You mention that linoleic acid is the only truly essential fatty acid. Linolenic is an omega 3 fatty acid.

On the nature of EFA’s, you mention that linoleic acid is the only truly essential fatty acid (EFA). While this may be so, it glosses over the effects of an undersupply of linolenic acid in the diet, because when eicosadienoic acid is synthesized and substituted for (gamma) linolenic acid in the w-3 eicosanoid pathways, the rates of peroxidation, cyclooxygenase activity, desaturase activity and reaction products are altered. Thus it seems very helpful to include both EFA’s in the diet for the proper functioning of the arachidonate/eicosanoid synthesis pathways in humans. (Not to mention the many journal articles on the triglyceride and LDL lowering effects of fish oils over the past several years) Is it sort of like the question of “folic acid or cobalamin“? To me, I would ask “why not both’?

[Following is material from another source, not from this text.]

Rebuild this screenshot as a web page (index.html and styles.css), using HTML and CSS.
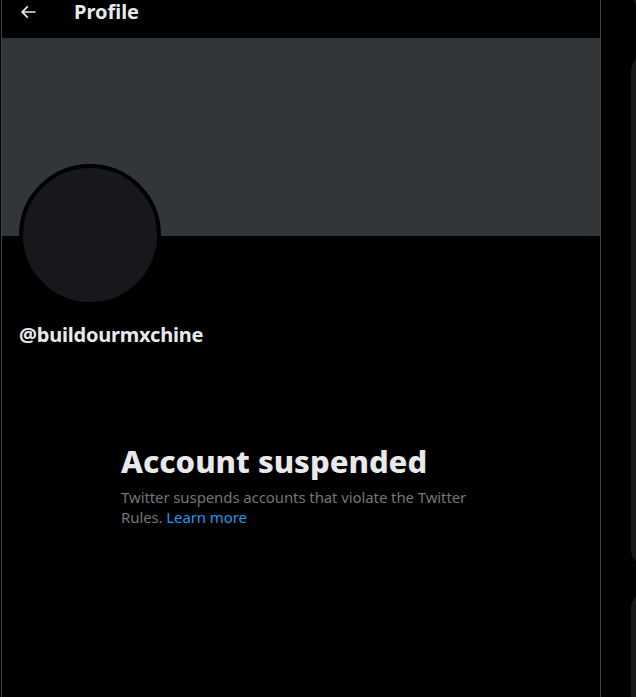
FILE: index.html
```html
<!DOCTYPE html>
<html>
<head>
<meta charset="utf-8">
<link rel="stylesheet" href="styles.css">
</head>
<body>
<div class="layout">
  <main class="column">
    <header class="topbar">
      <svg class="back" viewBox="0 0 24 24" width="20" height="20"><path fill="#e7e9ea" d="M7.414 13l5.043 5.04-1.414 1.42L3.586 12l7.457-7.46 1.414 1.42L7.414 11H21v2H7.414z"/></svg>
      <h1 class="title">Profile</h1>
    </header>
    <div class="banner"></div>
    <div class="profile">
      <div class="avatar"></div>
      <div class="handle">@buildourmxchine</div>
    </div>
    <section class="empty">
      <h2 class="empty-title">Account suspended</h2>
      <p class="empty-text">Twitter suspends accounts that violate the Twitter Rules. <a class="link" href="#">Learn more</a></p>
    </section>
  </main>
  <aside class="sidebar">
    <div class="panel panel-search"></div>
    <div class="panel panel-main"></div>
    <div class="panel panel-next"></div>
  </aside>
</div>
</body>
</html>
```
FILE: styles.css
```css
html, body {
  margin: 0;
  padding: 0;
  background: #000;
  height: 100%;
  overflow: hidden;
}
body {
  font-family: "Segoe UI", "Noto Sans", "Open Sans", sans-serif;
  color: #e7e9ea;
}
.layout {
  display: flex;
  padding-left: 1px;
  height: 697px;
  overflow: hidden;
}
.column {
  width: 598px;
  border-left: 1px solid #3e4144;
  border-right: 1px solid #3e4144;
  display: flex;
  flex-direction: column;
  flex-shrink: 0;
}
.topbar {
  height: 38px;
  display: flex;
  align-items: flex-start;
  padding-left: 16px;
  gap: 36px;
  box-sizing: border-box;
}
.back {
  margin-top: 2px;
}
.title {
  margin: 0;
  font-size: 20px;
  font-weight: 700;
  line-height: 24px;
}
.banner {
  height: 198px;
  flex-shrink: 0;
  background: #333639;
}
.profile {
  padding: 0 16px;
}
.avatar {
  width: 134px;
  height: 134px;
  border: 4px solid #000;
  border-radius: 50%;
  background: #16181c;
  margin-top: -72px;
  margin-left: 1px;
}
.handle {
  margin-top: 17px;
  font-size: 20px;
  font-weight: 700;
  line-height: 24px;
  margin-left: 1px;
  letter-spacing: -0.2px;
}
.empty {
  padding: 96px 0 0 119px;
  width: 360px;
}
.empty-title {
  margin: 0;
  font-size: 31px;
  font-weight: 800;
  line-height: 36px;
}
.empty-text {
  margin: 8px 0 0;
  font-size: 15px;
  line-height: 20px;
  letter-spacing: -0.1px;
  color: #71767b;
}
.link {
  color: #1d9bf0;
  text-decoration: none;
}
.sidebar {
  flex: 1;
  min-width: 0;
  overflow: hidden;
  padding-left: 30px;
  display: flex;
  flex-direction: column;
}
.panel {
  background: #16181c;
  border-radius: 16px;
  width: 350px;
  flex-shrink: 0;
}
.panel-search {
  height: 50px;
  margin-top: -35px;
  border-radius: 25px;
}
.panel-main {
  margin-top: 40px;
  height: 511px;
}
.panel-next {
  margin-top: 26px;
  height: 300px;
}
```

The human body is supposed to be able to make some linolenic and most arachidonic fatty acids from linoleic acid. Previously, all three were considered essential fatty acids (EFA) before the metabolism of these fatty acids was understood.

Linoleic acid is found in butter, cocoa butter and coconut oil as well oils from corn, cottonseed, olive, palm, palm kernel, peanut, rapeseed (Canola), safflower, sesame, soybean, and sunflower. Butter, coconut, palm and palm kernel are saturated fats and the others are monounsaturated (olive and peanut) or polyunsaturated (corn, cottonseed, rapeseed, safflower, soybean, and sunflower. Sesame oil contains about equal amounts of mono and polyunsaturated fats.

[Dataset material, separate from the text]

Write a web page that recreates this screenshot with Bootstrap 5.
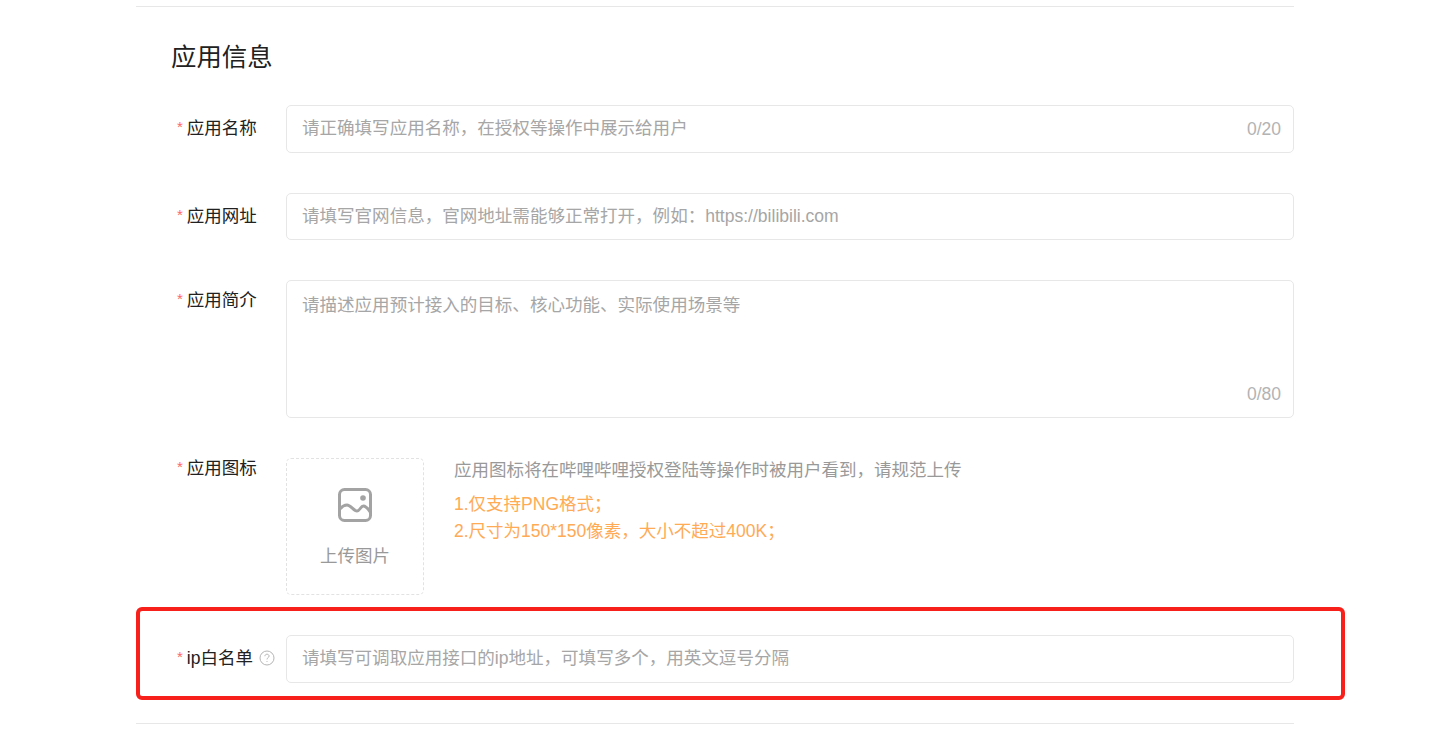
<!DOCTYPE html>
<html lang="zh-CN">
<head>
  <meta charset="UTF-8">
  <meta name="viewport" content="width=device-width, initial-scale=1">
  <title>应用信息</title>
  <link href="https://cdn.jsdelivr.net/npm/bootstrap@5.3.0/dist/css/bootstrap.min.css" rel="stylesheet">
  <style>
    body {
      background-color: #fff;
      color: #212121;
      font-family: "Liberation Sans", "Noto Sans CJK SC", sans-serif;
      font-size: 17.5px;
      overflow: hidden;
    }
    .page-wrap {
      width: 1158px;
      margin-left: 136px;
      padding-top: 6px;
      position: relative;
    }
    .rule {
      border-top: 1px solid #e7e7e7;
    }
    .form-title {
      font-size: 25.4px;
      font-weight: 400;
      line-height: 35px;
      margin: 33px 0 30px 35px;
    }
    .form-line {
      margin-bottom: 40px;
    }
    .form-name {
      width: 150px;
      flex: none;
      padding-left: 41px;
      line-height: 47px;
      margin: 0;
      white-space: nowrap;
    }
    .form-name-area {
      line-height: 40px;
    }
    .form-name-icon {
      line-height: 20px;
    }
    .req {
      color: #f66;
      font-size: 15px;
      line-height: 1;
      margin-right: 4px;
      vertical-align: 2px;
    }
    .form-control.app-input {
      height: 47.5px;
      border: 1px solid #e7e7e7;
      border-radius: 5px;
      padding: 0 15px;
      font-size: 17.55px;
      color: #212121;
      box-shadow: none;
    }
    .form-control.app-input::placeholder {
      color: #a6a6a6;
    }
    textarea.form-control.app-input {
      height: 138px;
      padding-top: 11px;
      line-height: 26px;
      resize: none;
    }
    .counter {
      position: absolute;
      right: 13px;
      color: #b3b3b3;
      line-height: 24px;
    }
    .counter-mid {
      top: 12px;
    }
    .counter-low {
      bottom: 12px;
    }
    .upload-box {
      width: 138px;
      height: 137px;
      flex: none;
      border: 1px dashed #e2e2e2;
      border-radius: 5px;
      color: #999;
      padding-top: 29px;
    }
    .upload-label {
      margin-top: 21px;
      line-height: 26px;
    }
    .upload-hint {
      margin-left: 30px;
      color: #999;
      line-height: 24px;
    }
    .upload-rules {
      color: #ffaa55;
      line-height: 27px;
      margin-top: 9px;
    }
    .help-mark {
      margin-left: 6px;
      vertical-align: -2px;
    }
    .red-box {
      position: absolute;
      left: 0;
      top: 607px;
      width: 1209px;
      height: 93px;
      border: 4px solid #f8201a;
      border-radius: 6px;
      pointer-events: none;
    }
  </style>
</head>
<body>

<div class="page-wrap">
  <div class="rule"></div>
  <h1 class="form-title">应用信息</h1>

  <form>
    <div class="d-flex form-line">
      <label class="form-name"><span class="req">*</span>应用名称</label>
      <div class="flex-grow-1 position-relative">
        <input type="text" class="form-control app-input" placeholder="请正确填写应用名称，在授权等操作中展示给用户">
        <span class="counter counter-mid">0/20</span>
      </div>
    </div>

    <div class="d-flex form-line">
      <label class="form-name"><span class="req">*</span>应用网址</label>
      <div class="flex-grow-1">
        <input type="text" class="form-control app-input" placeholder="请填写官网信息，官网地址需能够正常打开，例如：https://bilibili.com">
      </div>
    </div>

    <div class="d-flex form-line">
      <label class="form-name form-name-area"><span class="req">*</span>应用简介</label>
      <div class="flex-grow-1 position-relative">
        <textarea class="form-control app-input" placeholder="请描述应用预计接入的目标、核心功能、实际使用场景等"></textarea>
        <span class="counter counter-low">0/80</span>
      </div>
    </div>

    <div class="d-flex form-line">
      <label class="form-name form-name-icon"><span class="req">*</span>应用图标</label>
      <div class="upload-box d-flex flex-column align-items-center">
        <svg width="34" height="34" viewBox="0 0 34 34" fill="none" stroke="#a3a3a3" stroke-width="3" stroke-linejoin="round">
          <rect x="1.500" y="1.500" width="31" height="31" rx="5"/>
          <path d="M2 21c2-2.500 4.500-4 7-4 4 0 6.500 6 10 6 3 0 3.500-5 6.500-5 3 0 5.500 4 7.500 7"/>
          <circle cx="25" cy="10" r="2.800" fill="#a3a3a3" stroke="none"/>
        </svg>
        <div class="upload-label">上传图片</div>
      </div>
      <div class="upload-hint">
        <div>应用图标将在哔哩哔哩授权登陆等操作时被用户看到，请规范上传</div>
        <div class="upload-rules">
          <div>1.仅支持PNG格式；</div>
          <div>2.尺寸为150*150像素，大小不超过400K；</div>
        </div>
      </div>
    </div>

    <div class="d-flex form-line">
      <label class="form-name"><span class="req">*</span>ip白名单<svg class="help-mark" width="16" height="16" viewBox="0 0 16 16" fill="none" stroke="#b5b5b5"><circle cx="8" cy="8" r="7"/><path d="M5.900 6.200c0-1.200 1-2 2.100-2s2.100.8 2.100 1.900c0 1.500-2.100 1.500-2.100 3.300"/><circle cx="8" cy="11.500" r=".6" fill="#b5b5b5" stroke="none"/></svg></label>
      <div class="flex-grow-1">
        <input type="text" class="form-control app-input" placeholder="请填写可调取应用接口的ip地址，可填写多个，用英文逗号分隔">
      </div>
    </div>
  </form>

  <div class="rule"></div>
  <div class="red-box"></div>
</div>

<script src="https://cdn.jsdelivr.net/npm/bootstrap@5.3.0/dist/js/bootstrap.bundle.min.js"></script>
</body>
</html>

Linolenic and arachidonic fatty acids are also found in these same food sources of fat.

The essential fatty acids found in fish oils are linolenic (18:3), timnodonic (20:5) and docosahexaenoic (22:6). Including two or three servings of broiled or baked fish per week in the diet has been recommended mostly because fish is generally lower in fat than red meats. Some fresh and salt-water fish are high in fat (trout and mackerel).

As to your comment about folic acid (important vitamin in the synthesis of new cells, especially during pregnancy to prevent neural tube defects) and cobalamin (vitamin B-12 which is important in the manufacture of red blood cells), their functions are equally important for which there are Recommended Dietary Allowances.

PS My “Ask the Dietitian” format is intended for the general public as a source of nutritional information, not a forum for scientists to debate in technical terms what only nutrition scientists understand. Most people want to know what to buy at the grocery store and how to eat healthy foods. Thank you for your comments.